### Code that builds pages
===============
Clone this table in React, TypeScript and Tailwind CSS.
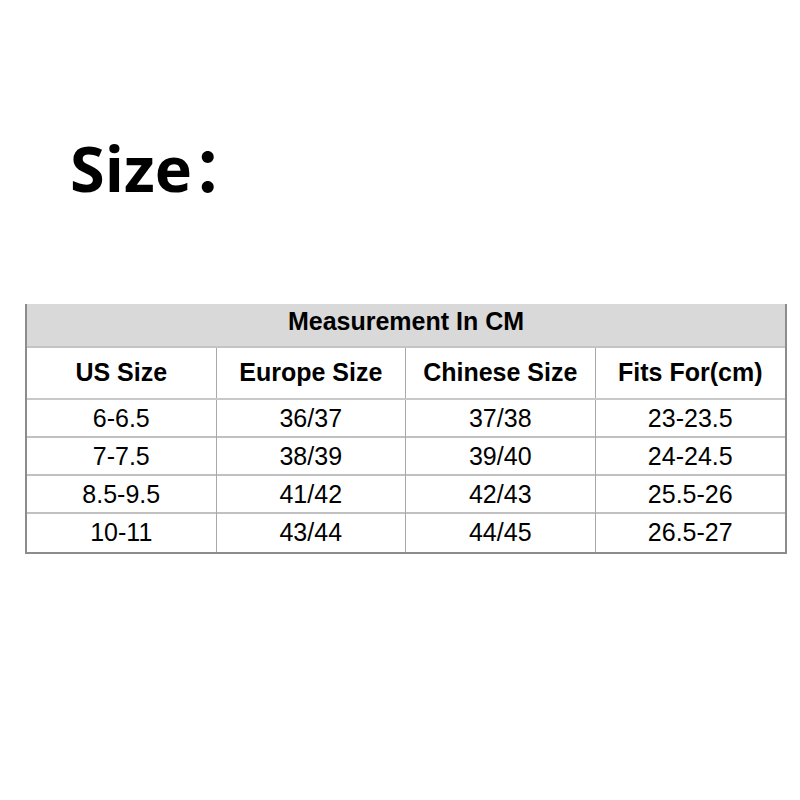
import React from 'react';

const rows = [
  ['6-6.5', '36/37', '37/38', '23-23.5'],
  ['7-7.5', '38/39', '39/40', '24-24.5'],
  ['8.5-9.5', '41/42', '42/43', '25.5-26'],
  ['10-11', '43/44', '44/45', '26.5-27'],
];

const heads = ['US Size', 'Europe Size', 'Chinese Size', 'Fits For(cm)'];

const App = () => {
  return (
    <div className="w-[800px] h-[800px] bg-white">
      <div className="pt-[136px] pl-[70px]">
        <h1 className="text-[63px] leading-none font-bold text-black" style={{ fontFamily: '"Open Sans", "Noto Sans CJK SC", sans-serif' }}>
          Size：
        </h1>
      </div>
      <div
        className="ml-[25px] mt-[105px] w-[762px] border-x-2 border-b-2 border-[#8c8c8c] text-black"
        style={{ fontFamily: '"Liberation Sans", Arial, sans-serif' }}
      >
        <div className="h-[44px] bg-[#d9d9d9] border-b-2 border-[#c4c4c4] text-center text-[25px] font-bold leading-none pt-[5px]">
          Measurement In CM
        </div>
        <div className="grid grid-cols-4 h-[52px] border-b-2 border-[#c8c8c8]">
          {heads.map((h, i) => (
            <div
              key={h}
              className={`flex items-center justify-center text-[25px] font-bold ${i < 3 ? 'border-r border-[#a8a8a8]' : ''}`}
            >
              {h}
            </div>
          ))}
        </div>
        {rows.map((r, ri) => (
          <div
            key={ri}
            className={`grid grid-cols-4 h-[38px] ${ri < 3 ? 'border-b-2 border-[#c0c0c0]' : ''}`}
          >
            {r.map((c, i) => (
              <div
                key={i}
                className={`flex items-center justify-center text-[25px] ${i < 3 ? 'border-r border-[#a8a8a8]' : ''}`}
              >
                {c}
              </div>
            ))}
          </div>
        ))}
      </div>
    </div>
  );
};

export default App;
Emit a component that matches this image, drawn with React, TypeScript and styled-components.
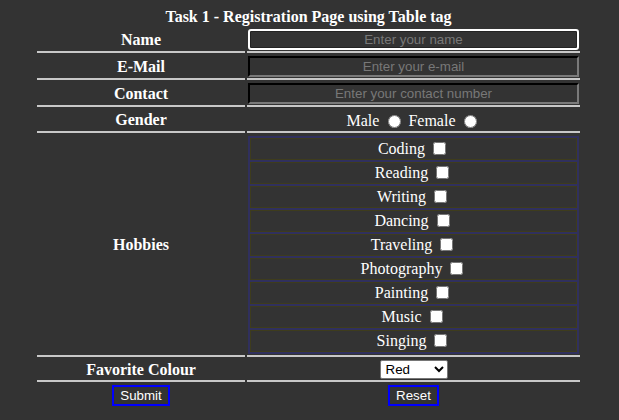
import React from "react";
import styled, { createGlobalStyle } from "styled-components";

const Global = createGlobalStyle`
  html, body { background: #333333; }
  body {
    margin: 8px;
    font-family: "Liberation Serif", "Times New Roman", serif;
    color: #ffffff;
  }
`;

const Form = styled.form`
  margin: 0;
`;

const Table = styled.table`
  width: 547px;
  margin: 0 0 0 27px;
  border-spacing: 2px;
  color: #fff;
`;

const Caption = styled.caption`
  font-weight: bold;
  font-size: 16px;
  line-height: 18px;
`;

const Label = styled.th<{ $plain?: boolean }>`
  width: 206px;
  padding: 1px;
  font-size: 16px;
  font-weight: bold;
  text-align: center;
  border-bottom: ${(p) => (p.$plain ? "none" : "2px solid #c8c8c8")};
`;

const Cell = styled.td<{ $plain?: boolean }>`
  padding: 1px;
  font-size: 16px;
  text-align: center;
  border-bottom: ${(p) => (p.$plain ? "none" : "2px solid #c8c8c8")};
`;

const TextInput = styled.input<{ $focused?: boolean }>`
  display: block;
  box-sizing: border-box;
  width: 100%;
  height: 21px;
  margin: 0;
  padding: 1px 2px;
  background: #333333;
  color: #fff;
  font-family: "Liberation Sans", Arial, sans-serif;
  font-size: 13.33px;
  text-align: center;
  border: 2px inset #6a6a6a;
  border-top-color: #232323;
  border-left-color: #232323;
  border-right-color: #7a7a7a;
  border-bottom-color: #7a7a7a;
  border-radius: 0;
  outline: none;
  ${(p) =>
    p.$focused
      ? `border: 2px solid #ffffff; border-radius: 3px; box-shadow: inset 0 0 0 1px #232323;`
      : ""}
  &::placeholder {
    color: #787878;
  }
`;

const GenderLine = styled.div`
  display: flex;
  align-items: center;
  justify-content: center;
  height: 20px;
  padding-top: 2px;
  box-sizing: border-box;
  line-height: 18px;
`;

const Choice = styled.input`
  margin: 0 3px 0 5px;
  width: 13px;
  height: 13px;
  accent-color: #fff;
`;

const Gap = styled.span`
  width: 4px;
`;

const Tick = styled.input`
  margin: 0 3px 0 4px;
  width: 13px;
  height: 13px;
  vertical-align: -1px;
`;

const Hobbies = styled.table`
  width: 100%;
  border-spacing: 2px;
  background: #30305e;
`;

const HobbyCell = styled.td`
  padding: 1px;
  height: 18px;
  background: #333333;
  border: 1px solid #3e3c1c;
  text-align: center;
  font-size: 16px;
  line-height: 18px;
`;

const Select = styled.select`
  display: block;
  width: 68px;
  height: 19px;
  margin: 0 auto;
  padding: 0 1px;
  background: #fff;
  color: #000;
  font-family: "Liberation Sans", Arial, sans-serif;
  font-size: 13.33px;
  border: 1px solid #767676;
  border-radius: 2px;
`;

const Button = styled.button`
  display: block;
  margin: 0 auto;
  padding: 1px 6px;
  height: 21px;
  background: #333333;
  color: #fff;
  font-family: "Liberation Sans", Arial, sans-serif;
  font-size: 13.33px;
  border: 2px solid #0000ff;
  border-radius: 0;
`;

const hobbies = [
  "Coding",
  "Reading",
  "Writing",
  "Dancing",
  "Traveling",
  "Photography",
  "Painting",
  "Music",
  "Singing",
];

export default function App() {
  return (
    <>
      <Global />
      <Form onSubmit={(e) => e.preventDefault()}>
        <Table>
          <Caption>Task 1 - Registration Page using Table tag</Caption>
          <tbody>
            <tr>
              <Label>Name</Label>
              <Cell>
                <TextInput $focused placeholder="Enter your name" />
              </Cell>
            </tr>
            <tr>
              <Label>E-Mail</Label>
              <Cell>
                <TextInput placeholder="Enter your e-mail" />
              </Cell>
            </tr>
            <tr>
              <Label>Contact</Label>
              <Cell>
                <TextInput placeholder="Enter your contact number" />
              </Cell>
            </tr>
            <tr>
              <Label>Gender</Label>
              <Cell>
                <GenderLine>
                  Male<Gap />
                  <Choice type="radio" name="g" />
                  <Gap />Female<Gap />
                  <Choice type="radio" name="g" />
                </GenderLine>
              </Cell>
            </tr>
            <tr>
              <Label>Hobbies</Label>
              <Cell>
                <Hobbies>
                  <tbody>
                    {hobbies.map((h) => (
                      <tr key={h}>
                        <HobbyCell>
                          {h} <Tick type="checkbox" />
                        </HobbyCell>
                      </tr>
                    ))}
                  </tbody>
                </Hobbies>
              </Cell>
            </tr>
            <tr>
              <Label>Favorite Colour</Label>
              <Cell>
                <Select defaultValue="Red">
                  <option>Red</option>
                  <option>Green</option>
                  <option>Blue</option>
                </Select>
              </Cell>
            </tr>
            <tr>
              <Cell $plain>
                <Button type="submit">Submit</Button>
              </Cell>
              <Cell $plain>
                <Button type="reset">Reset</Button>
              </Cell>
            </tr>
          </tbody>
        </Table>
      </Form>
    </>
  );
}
===============
### PROBLEM DESCRIPTION
Check each line of the records for the word "components" and extract those that contain it.

### TASK SOLUTION
Emit a component that matches this image, drawn with React, TypeScript and styled-components.
import styled, { createGlobalStyle } from "styled-components";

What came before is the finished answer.